Some things old and new.

As mentioned in one of the previous Blinking Lights posts I do like to swap albums with other artists. So far, all these trades have brought me into possession of some wonderful albums, which perhaps I would otherwise never have found out about. I’m happy to say that the trend is not changing and I’ve gotten two new, great albums! The first one is a collection of dense, brightly atmospheric drones and ambient pieces, the second revolves around melancholic piano loops, sometimes combined with subtle electronic rhythms.

I can definitely and wholeheartedly recommend both of them!

In a recent article on CDM, Peter Kirn suggests to do the same with Bandcamp download codes, which is actually a neat idea. So, if anybody wants to trade some, let me know!

Talking about albums: Kaitlyn Aurelia Smith has a new album coming. Pre-order + 2 tracks are up on Bandcamp.

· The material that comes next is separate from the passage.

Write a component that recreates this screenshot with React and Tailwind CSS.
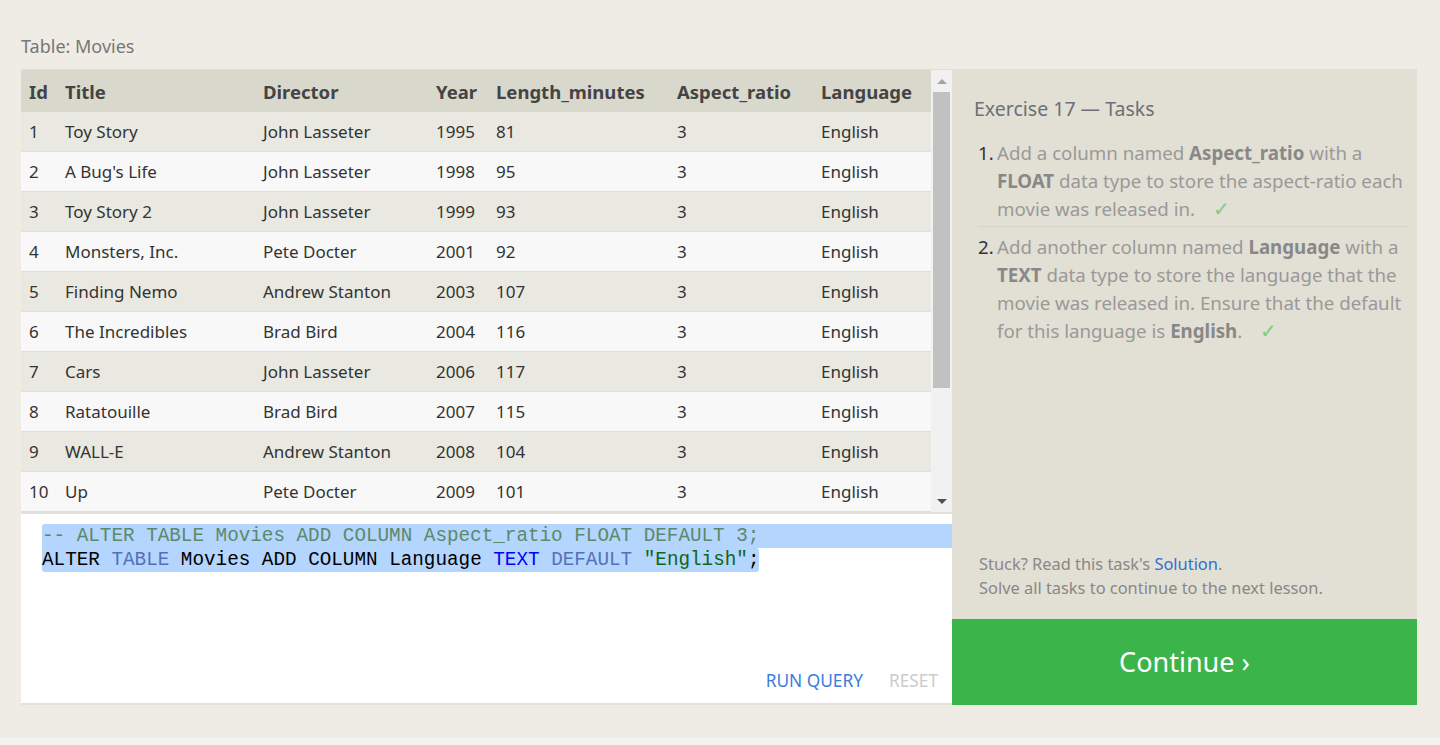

It’s either a totally brilliant idea, or just completely silly. Though as somebody who spends a lot of time obsessing over the tiny details that make hardware UIs work, I’m really intrigued by it. I do like to speculate about how the simple act of visually hiding knobs and buttons, radically changes the way you might interact with a modular synth.

The online forum llllllll aka lines has proven to be a great place for collaborative musical creation. Not only does it host the ever inspiring Junto project, it also keeps producing very interesting collective albums. Two have been recently released: one was a compilation revolving around the creative use of feedback loops, the other a collection of trios.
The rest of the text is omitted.